- **WORK TO BE COMPLETED**
Every line of the listing must be reproduced as it stands. Leave the images behind.

- **DATA**
● ● ●

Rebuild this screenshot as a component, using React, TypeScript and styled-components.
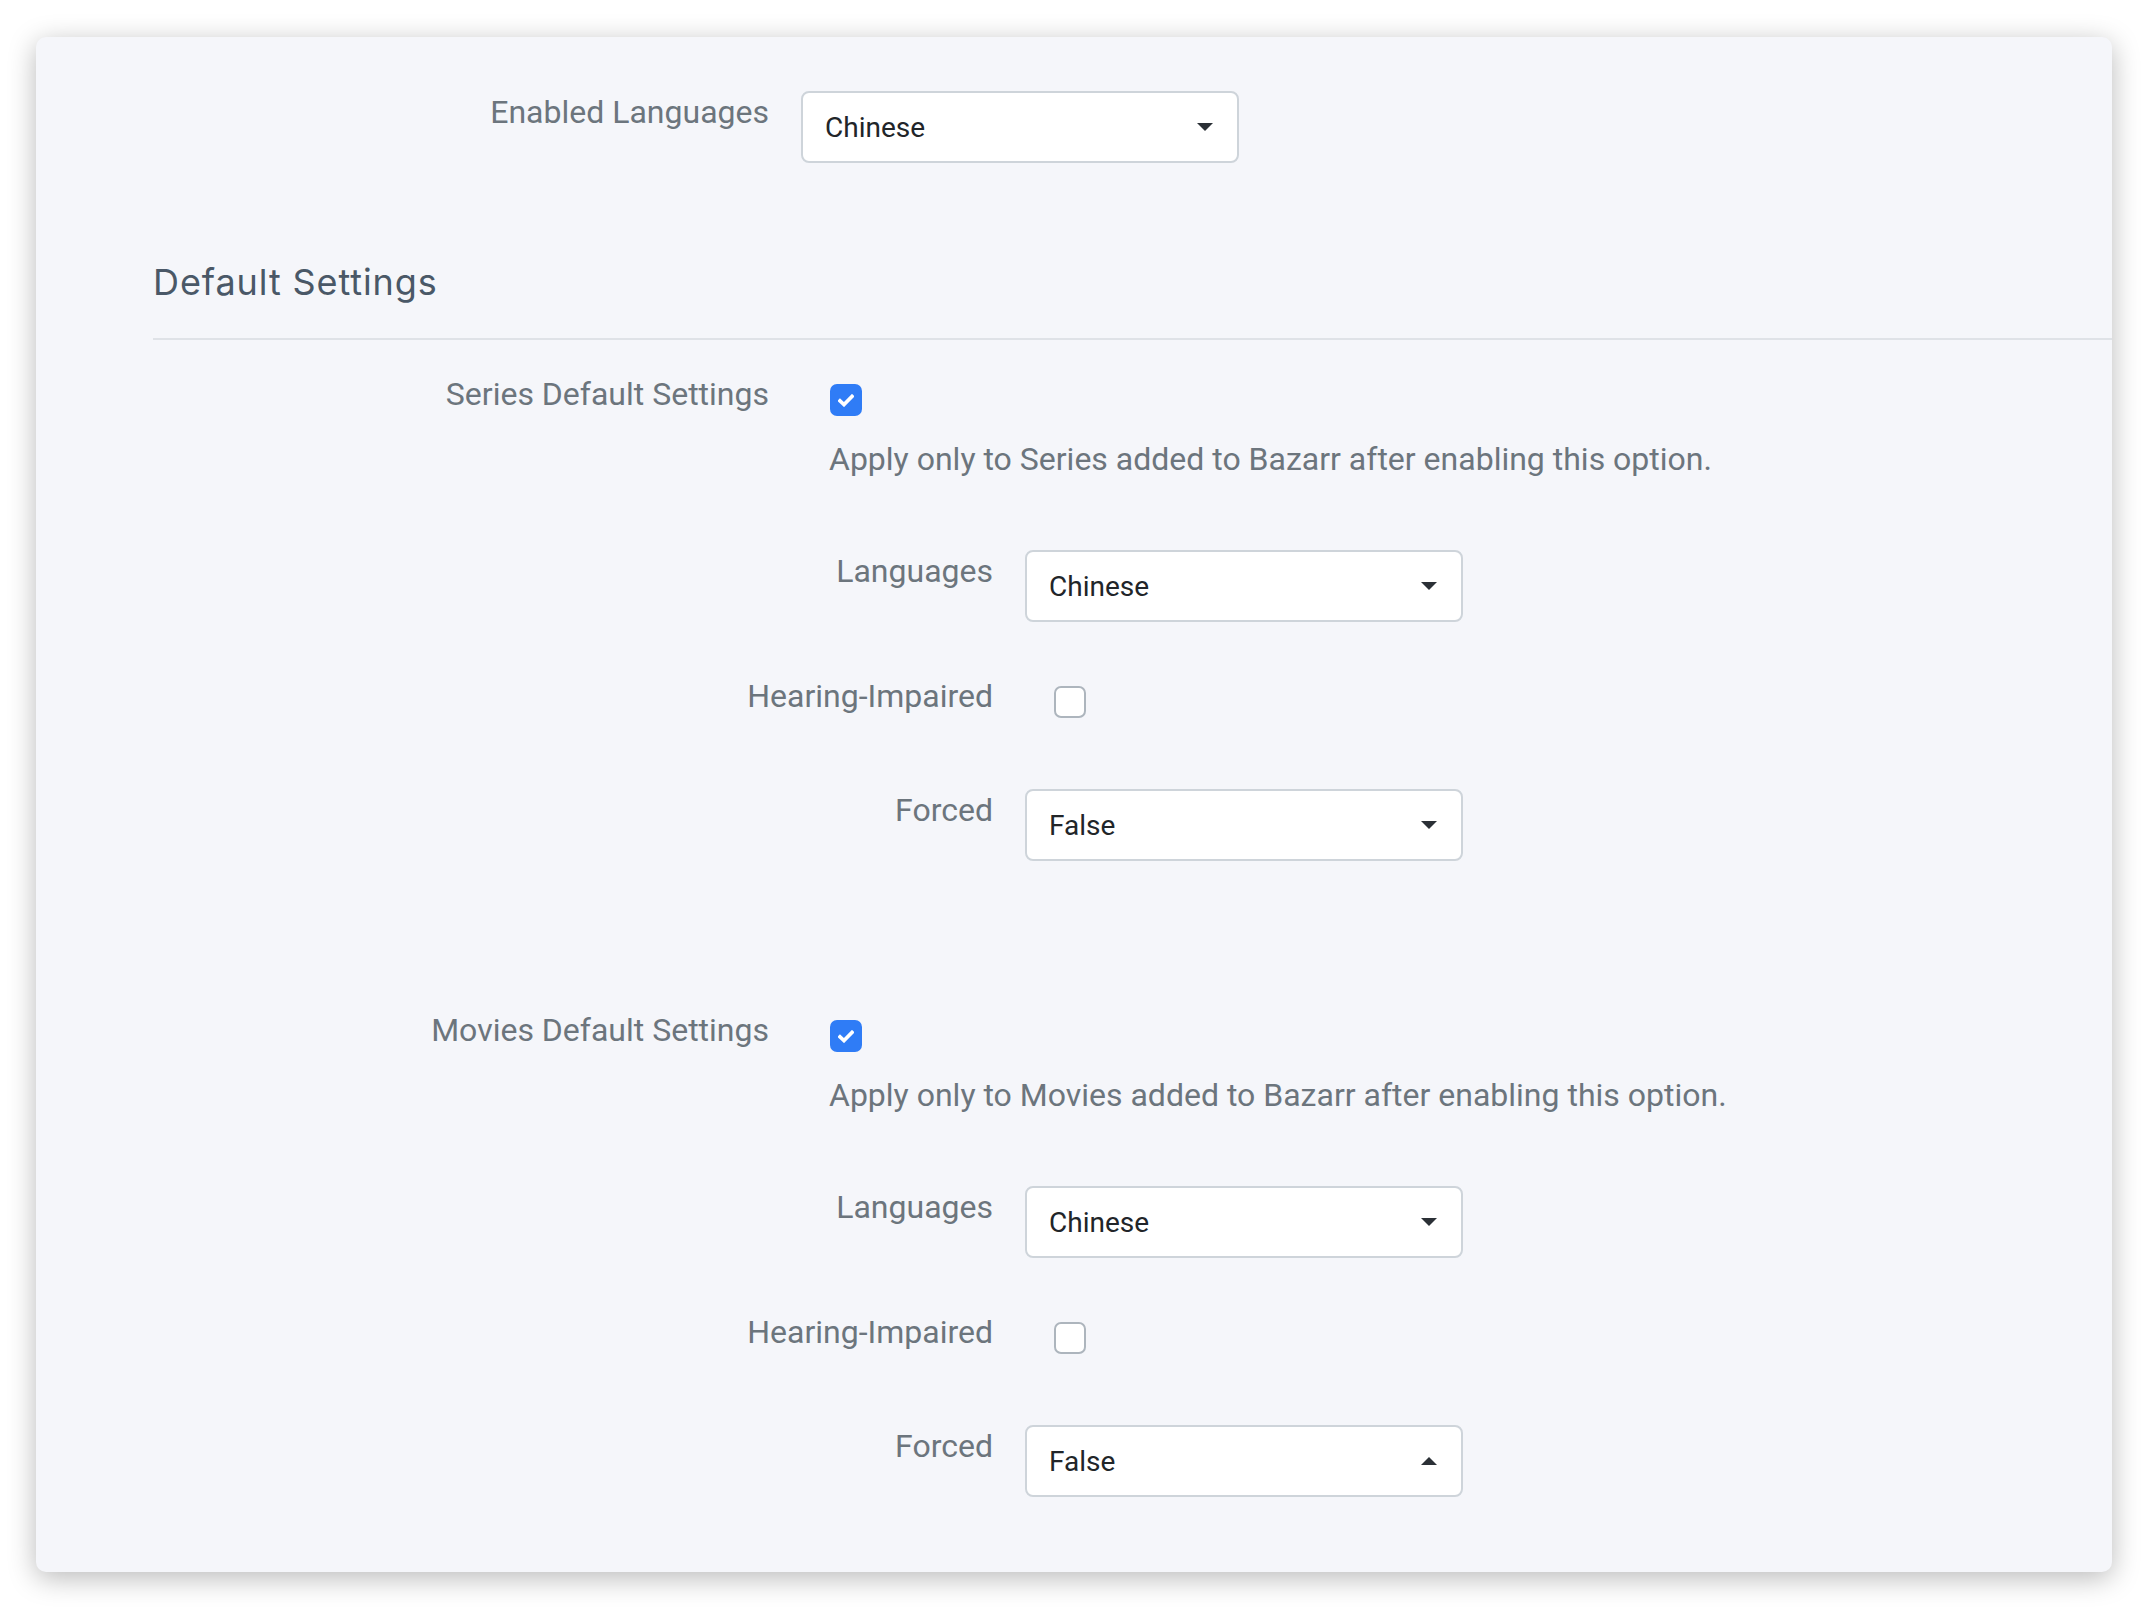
import React from "react"
import styled, { createGlobalStyle } from "styled-components"

const LABEL_COLOR = "#6c757d"
const TEXT_COLOR = "#212529"
const BORDER_COLOR = "#ced4da"
const BLUE_COLOR = "#2f7cf6"
const HEADING_COLOR = "#4a5867"

const GlobalStyle = createGlobalStyle`
  html, body {
    background: #ffffff;
    margin: 0;
    padding: 0;
  }

  body {
    font-family: Roboto, "Liberation Sans", sans-serif;
  }
`

const Page = styled.div`
  padding: 37px 36px 36px 36px;
`

const Card = styled.div`
  background: #f5f6fa;
  border-radius: 10px;
  box-shadow: 0 6px 28px rgba( 0, 0, 0, 0.28 );
  box-sizing: border-box;
  display: flex;
  flex-direction: column;
  padding: 54px 0 75px 117px;
  width: 2076px;
`

const FormRow = styled.div<{ $top?: number }>`
  align-items: flex-start;
  display: flex;
  gap: 32px;
  margin-top: ${ ( p ) => p.$top ?? 0 }px;
`

// long labels spill to the left, like a right aligned column
const FormLabel = styled.label<{ $width: number }>`
  color: ${ LABEL_COLOR };
  display: flex;
  flex: 0 0 ${ ( p ) => p.$width }px;
  font-size: 32px;
  justify-content: flex-end;
  line-height: 42px;
  min-width: 0;
  white-space: nowrap;
`

const FormControlColumn = styled.div`
  display: flex;
  flex: 1;
  flex-direction: column;
`

const SelectBox = styled.div`
  align-items: center;
  background: #ffffff;
  border: 2px solid ${ BORDER_COLOR };
  border-radius: 8px;
  box-sizing: border-box;
  color: ${ TEXT_COLOR };
  display: flex;
  font-size: 28px;
  height: 72px;
  justify-content: space-between;
  padding: 0 24px 0 22px;
  width: 438px;
`

const SelectCaret = styled.svg`
  display: block;
  fill: #2b3036;
  height: 8px;
  width: 16px;
`

const CheckboxHolder = styled.div`
  display: flex;
  padding: 11px 0 0 29px;
`

const CheckboxBox = styled.div<{ $checked: boolean }>`
  align-items: center;
  background: ${ ( p ) => p.$checked ? BLUE_COLOR : "#ffffff" };
  border: ${ ( p ) => p.$checked ? "none" : "2px solid #adb5bd" };
  border-radius: 7px;
  box-sizing: border-box;
  display: flex;
  height: 32px;
  justify-content: center;
  width: 32px;
`

const HelpText = styled.div`
  color: ${ LABEL_COLOR };
  font-size: 32px;
  line-height: 42px;
  margin-top: 22px;
  padding-left: 28px;
  white-space: nowrap;
`

const NestedGroup = styled.div`
  display: flex;
  flex-direction: column;
  margin-top: 70px;
`

const SectionHeading = styled.div`
  color: ${ HEADING_COLOR };
  font-family: Inter, "Open Sans", sans-serif;
  font-size: 36px;
  letter-spacing: 0.9px;
  line-height: 43px;
  margin-top: 98px;
`

const SectionDivider = styled.div`
  background: #dfe2e7;
  height: 2px;
  margin-top: 34px;
`

const Select: React.FunctionComponent<{ value: string, open?: boolean }> = ( { value, open } ) => (
  <SelectBox>
    <span>{ value }</span>
    <SelectCaret viewBox="0 0 16 8">
      { open ? <polygon points="0,8 16,8 8,0" /> : <polygon points="0,0 16,0 8,8" /> }
    </SelectCaret>
  </SelectBox>
)

const Checkbox: React.FunctionComponent<{ checked: boolean }> = ( { checked } ) => (
  <CheckboxBox $checked={ checked }>
    {
      checked && (
        <svg width="16" height="13" viewBox="0 0 16 13">
          <path d="M2 6.8 L6 10.6 L14 2.4" fill="none" stroke="#ffffff" strokeWidth="3.6" strokeLinecap="square" />
        </svg>
      )
    }
  </CheckboxBox>
)

const DefaultSettingsBlock: React.FunctionComponent<{ title: string, kind: string, top: number, forcedOpen?: boolean }> = ( { title, kind, top, forcedOpen } ) => (
  <FormRow $top={ top }>
    <FormLabel $width={ 616 }>{ title }</FormLabel>
    <FormControlColumn>
      <CheckboxHolder>
        <Checkbox checked />
      </CheckboxHolder>
      <HelpText>Apply only to { kind } added to Bazarr after enabling this option.</HelpText>
      <NestedGroup>
        <FormRow>
          <FormLabel $width={ 192 }>Languages</FormLabel>
          <Select value="Chinese" />
        </FormRow>
        <FormRow $top={ 53 }>
          <FormLabel $width={ 192 }>Hearing-Impaired</FormLabel>
          <CheckboxHolder>
            <Checkbox checked={ false } />
          </CheckboxHolder>
        </FormRow>
        <FormRow $top={ 71 }>
          <FormLabel $width={ 192 }>Forced</FormLabel>
          <Select value="False" open={ forcedOpen } />
        </FormRow>
      </NestedGroup>
    </FormControlColumn>
  </FormRow>
)

const App: React.FunctionComponent = () => (
  <Page>
    <GlobalStyle />
    <Card>
      <FormRow>
        <FormLabel $width={ 616 }>Enabled Languages</FormLabel>
        <Select value="Chinese" />
      </FormRow>
      <SectionHeading>Default Settings</SectionHeading>
      <SectionDivider />
      <DefaultSettingsBlock title="Series Default Settings" kind="Series" top={ 33 } />
      <DefaultSettingsBlock title="Movies Default Settings" kind="Movies" top={ 148 } forcedOpen />
    </Card>
  </Page>
)

export default App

● ● ●

- **FINISHED EXERCISE**
Rebuild this screenshot as a component, using React, TypeScript and styled-components.
import React from "react"
import styled, { createGlobalStyle } from "styled-components"

const LABEL_COLOR = "#6c757d"
const TEXT_COLOR = "#212529"
const BORDER_COLOR = "#ced4da"
const BLUE_COLOR = "#2f7cf6"
const HEADING_COLOR = "#4a5867"

const GlobalStyle = createGlobalStyle`
  html, body {
    background: #ffffff;
    margin: 0;
    padding: 0;
  }

  body {
    font-family: Roboto, "Liberation Sans", sans-serif;
  }
`

const Page = styled.div`
  padding: 37px 36px 36px 36px;
`

const Card = styled.div`
  background: #f5f6fa;
  border-radius: 10px;
  box-shadow: 0 6px 28px rgba( 0, 0, 0, 0.28 );
  box-sizing: border-box;
  display: flex;
  flex-direction: column;
  padding: 54px 0 75px 117px;
  width: 2076px;
`

const FormRow = styled.div<{ $top?: number }>`
  align-items: flex-start;
  display: flex;
  gap: 32px;
  margin-top: ${ ( p ) => p.$top ?? 0 }px;
`

// long labels spill to the left, like a right aligned column
const FormLabel = styled.label<{ $width: number }>`
  color: ${ LABEL_COLOR };
  display: flex;
  flex: 0 0 ${ ( p ) => p.$width }px;
  font-size: 32px;
  justify-content: flex-end;
  line-height: 42px;
  min-width: 0;
  white-space: nowrap;
`

const FormControlColumn = styled.div`
  display: flex;
  flex: 1;
  flex-direction: column;
`

const SelectBox = styled.div`
  align-items: center;
  background: #ffffff;
  border: 2px solid ${ BORDER_COLOR };
  border-radius: 8px;
  box-sizing: border-box;
  color: ${ TEXT_COLOR };
  display: flex;
  font-size: 28px;
  height: 72px;
  justify-content: space-between;
  padding: 0 24px 0 22px;
  width: 438px;
`

const SelectCaret = styled.svg`
  display: block;
  fill: #2b3036;
  height: 8px;
  width: 16px;
`

const CheckboxHolder = styled.div`
  display: flex;
  padding: 11px 0 0 29px;
`

const CheckboxBox = styled.div<{ $checked: boolean }>`
  align-items: center;
  background: ${ ( p ) => p.$checked ? BLUE_COLOR : "#ffffff" };
  border: ${ ( p ) => p.$checked ? "none" : "2px solid #adb5bd" };
  border-radius: 7px;
  box-sizing: border-box;
  display: flex;
  height: 32px;
  justify-content: center;
  width: 32px;
`

const HelpText = styled.div`
  color: ${ LABEL_COLOR };
  font-size: 32px;
  line-height: 42px;
  margin-top: 22px;
  padding-left: 28px;
  white-space: nowrap;
`

const NestedGroup = styled.div`
  display: flex;
  flex-direction: column;
  margin-top: 70px;
`

const SectionHeading = styled.div`
  color: ${ HEADING_COLOR };
  font-family: Inter, "Open Sans", sans-serif;
  font-size: 36px;
  letter-spacing: 0.9px;
  line-height: 43px;
  margin-top: 98px;
`

const SectionDivider = styled.div`
  background: #dfe2e7;
  height: 2px;
  margin-top: 34px;
`

const Select: React.FunctionComponent<{ value: string, open?: boolean }> = ( { value, open } ) => (
  <SelectBox>
    <span>{ value }</span>
    <SelectCaret viewBox="0 0 16 8">
      { open ? <polygon points="0,8 16,8 8,0" /> : <polygon points="0,0 16,0 8,8" /> }
    </SelectCaret>
  </SelectBox>
)

const Checkbox: React.FunctionComponent<{ checked: boolean }> = ( { checked } ) => (
  <CheckboxBox $checked={ checked }>
    {
      checked && (
        <svg width="16" height="13" viewBox="0 0 16 13">
          <path d="M2 6.8 L6 10.6 L14 2.4" fill="none" stroke="#ffffff" strokeWidth="3.6" strokeLinecap="square" />
        </svg>
      )
    }
  </CheckboxBox>
)

const DefaultSettingsBlock: React.FunctionComponent<{ title: string, kind: string, top: number, forcedOpen?: boolean }> = ( { title, kind, top, forcedOpen } ) => (
  <FormRow $top={ top }>
    <FormLabel $width={ 616 }>{ title }</FormLabel>
    <FormControlColumn>
      <CheckboxHolder>
        <Checkbox checked />
      </CheckboxHolder>
      <HelpText>Apply only to { kind } added to Bazarr after enabling this option.</HelpText>
      <NestedGroup>
        <FormRow>
          <FormLabel $width={ 192 }>Languages</FormLabel>
          <Select value="Chinese" />
        </FormRow>
        <FormRow $top={ 53 }>
          <FormLabel $width={ 192 }>Hearing-Impaired</FormLabel>
          <CheckboxHolder>
            <Checkbox checked={ false } />
          </CheckboxHolder>
        </FormRow>
        <FormRow $top={ 71 }>
          <FormLabel $width={ 192 }>Forced</FormLabel>
          <Select value="False" open={ forcedOpen } />
        </FormRow>
      </NestedGroup>
    </FormControlColumn>
  </FormRow>
)

const App: React.FunctionComponent = () => (
  <Page>
    <GlobalStyle />
    <Card>
      <FormRow>
        <FormLabel $width={ 616 }>Enabled Languages</FormLabel>
        <Select value="Chinese" />
      </FormRow>
      <SectionHeading>Default Settings</SectionHeading>
      <SectionDivider />
      <DefaultSettingsBlock title="Series Default Settings" kind="Series" top={ 33 } />
      <DefaultSettingsBlock title="Movies Default Settings" kind="Movies" top={ 148 } forcedOpen />
    </Card>
  </Page>
)

export default App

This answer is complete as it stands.